━━━━━ Data block ━━━━━

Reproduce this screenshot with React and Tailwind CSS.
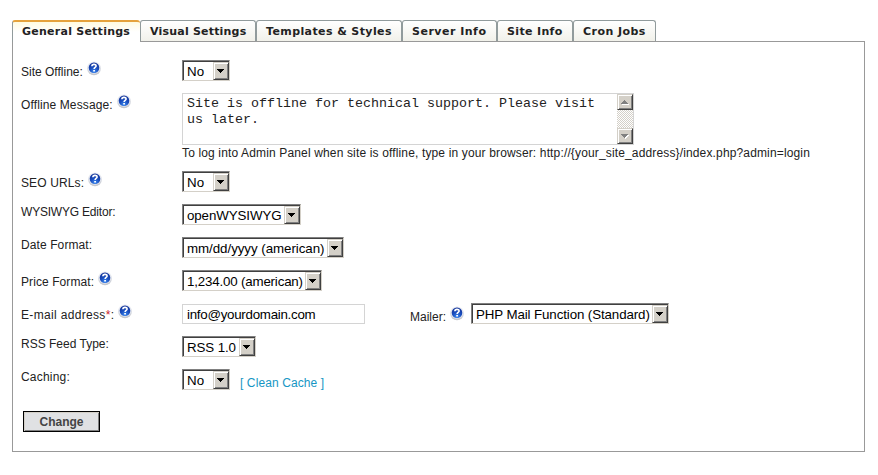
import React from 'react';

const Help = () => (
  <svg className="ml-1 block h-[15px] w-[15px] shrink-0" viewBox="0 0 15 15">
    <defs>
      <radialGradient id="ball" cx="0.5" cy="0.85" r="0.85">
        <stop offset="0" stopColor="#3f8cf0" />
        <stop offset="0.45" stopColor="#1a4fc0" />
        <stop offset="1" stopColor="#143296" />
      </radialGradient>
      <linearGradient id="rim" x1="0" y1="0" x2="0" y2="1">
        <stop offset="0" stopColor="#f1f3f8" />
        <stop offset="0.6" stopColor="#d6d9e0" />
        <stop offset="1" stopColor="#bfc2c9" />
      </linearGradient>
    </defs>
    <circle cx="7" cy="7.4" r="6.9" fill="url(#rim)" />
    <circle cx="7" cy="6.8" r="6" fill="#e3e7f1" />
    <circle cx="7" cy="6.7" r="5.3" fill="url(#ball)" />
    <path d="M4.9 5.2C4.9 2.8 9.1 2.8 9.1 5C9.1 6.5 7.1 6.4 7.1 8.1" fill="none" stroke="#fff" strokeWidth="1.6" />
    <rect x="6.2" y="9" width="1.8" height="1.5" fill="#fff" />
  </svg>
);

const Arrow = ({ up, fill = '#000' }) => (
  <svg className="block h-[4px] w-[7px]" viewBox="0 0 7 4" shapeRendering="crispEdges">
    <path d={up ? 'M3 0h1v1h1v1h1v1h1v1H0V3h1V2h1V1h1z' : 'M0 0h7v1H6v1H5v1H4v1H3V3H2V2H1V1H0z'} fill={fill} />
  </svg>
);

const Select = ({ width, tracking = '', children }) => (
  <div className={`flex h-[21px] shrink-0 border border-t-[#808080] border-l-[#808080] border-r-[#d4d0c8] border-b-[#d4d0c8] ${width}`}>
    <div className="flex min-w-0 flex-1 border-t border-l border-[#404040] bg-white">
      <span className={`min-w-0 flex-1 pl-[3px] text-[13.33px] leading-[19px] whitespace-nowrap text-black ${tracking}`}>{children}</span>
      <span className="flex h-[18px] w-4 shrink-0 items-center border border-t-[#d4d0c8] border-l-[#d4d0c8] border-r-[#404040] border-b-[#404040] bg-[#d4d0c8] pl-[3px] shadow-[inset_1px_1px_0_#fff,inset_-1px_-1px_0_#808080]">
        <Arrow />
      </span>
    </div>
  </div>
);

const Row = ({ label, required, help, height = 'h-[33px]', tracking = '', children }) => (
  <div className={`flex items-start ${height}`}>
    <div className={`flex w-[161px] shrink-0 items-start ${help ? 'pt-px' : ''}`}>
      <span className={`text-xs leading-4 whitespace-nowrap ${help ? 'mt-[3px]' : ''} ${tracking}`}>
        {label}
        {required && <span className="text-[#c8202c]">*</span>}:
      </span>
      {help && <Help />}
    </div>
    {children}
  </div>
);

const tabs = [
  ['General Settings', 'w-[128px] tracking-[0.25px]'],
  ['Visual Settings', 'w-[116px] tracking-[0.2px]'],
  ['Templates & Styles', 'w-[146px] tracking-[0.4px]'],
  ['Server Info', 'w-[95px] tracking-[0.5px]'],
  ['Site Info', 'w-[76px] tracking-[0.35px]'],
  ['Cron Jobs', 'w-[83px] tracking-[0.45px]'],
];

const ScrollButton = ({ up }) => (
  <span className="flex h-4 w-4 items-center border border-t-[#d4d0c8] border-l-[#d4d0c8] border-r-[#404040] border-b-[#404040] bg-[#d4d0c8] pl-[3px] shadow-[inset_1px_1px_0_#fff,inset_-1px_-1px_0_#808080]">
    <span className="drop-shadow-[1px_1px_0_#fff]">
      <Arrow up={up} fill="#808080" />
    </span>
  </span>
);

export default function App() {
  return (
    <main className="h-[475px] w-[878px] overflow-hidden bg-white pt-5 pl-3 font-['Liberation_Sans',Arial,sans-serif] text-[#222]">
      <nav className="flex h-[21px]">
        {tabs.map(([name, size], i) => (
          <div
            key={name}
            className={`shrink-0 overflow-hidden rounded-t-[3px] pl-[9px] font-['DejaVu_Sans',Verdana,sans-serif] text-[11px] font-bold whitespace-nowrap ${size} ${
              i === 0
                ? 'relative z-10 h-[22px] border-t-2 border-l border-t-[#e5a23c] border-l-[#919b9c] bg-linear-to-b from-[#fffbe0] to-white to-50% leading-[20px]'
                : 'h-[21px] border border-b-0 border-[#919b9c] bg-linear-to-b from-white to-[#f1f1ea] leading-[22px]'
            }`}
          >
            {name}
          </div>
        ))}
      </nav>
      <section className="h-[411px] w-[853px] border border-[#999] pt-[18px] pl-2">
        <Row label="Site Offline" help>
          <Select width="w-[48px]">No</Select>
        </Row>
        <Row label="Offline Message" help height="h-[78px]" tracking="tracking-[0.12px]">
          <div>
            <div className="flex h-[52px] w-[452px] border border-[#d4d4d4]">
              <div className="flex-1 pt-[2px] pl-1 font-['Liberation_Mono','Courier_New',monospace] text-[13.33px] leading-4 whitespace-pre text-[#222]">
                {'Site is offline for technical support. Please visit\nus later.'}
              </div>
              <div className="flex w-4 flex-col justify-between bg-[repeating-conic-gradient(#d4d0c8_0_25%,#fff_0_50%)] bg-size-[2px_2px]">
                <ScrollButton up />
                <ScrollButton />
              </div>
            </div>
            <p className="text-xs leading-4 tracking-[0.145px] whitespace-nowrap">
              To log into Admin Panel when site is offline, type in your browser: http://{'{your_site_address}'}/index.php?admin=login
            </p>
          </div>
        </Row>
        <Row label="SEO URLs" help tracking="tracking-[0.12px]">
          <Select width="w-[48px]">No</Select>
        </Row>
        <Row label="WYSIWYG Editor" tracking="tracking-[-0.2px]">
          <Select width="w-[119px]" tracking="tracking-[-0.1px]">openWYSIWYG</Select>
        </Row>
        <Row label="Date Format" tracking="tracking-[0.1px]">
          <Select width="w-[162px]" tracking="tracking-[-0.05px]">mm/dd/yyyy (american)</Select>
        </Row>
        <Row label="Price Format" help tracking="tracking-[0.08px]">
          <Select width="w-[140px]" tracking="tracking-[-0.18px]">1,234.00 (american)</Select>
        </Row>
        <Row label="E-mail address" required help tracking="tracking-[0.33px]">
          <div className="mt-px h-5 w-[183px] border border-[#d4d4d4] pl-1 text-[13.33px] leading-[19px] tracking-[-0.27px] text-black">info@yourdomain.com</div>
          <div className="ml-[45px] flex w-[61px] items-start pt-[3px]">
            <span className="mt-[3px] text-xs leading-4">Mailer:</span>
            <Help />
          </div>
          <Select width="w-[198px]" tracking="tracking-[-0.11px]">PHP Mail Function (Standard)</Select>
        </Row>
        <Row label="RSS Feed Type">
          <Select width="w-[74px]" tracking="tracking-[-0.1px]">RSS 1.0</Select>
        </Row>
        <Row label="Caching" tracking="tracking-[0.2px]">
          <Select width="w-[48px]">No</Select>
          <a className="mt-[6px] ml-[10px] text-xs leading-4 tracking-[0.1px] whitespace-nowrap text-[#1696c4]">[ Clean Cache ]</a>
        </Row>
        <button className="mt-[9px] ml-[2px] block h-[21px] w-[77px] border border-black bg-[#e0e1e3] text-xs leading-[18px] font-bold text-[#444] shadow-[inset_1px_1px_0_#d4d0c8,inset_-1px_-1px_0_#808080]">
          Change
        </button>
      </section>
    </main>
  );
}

━━━━━

Task directions: Check each line above for "React" and return the ones that have it.

Full solution:
Reproduce this screenshot with React and Tailwind CSS.
import React from 'react';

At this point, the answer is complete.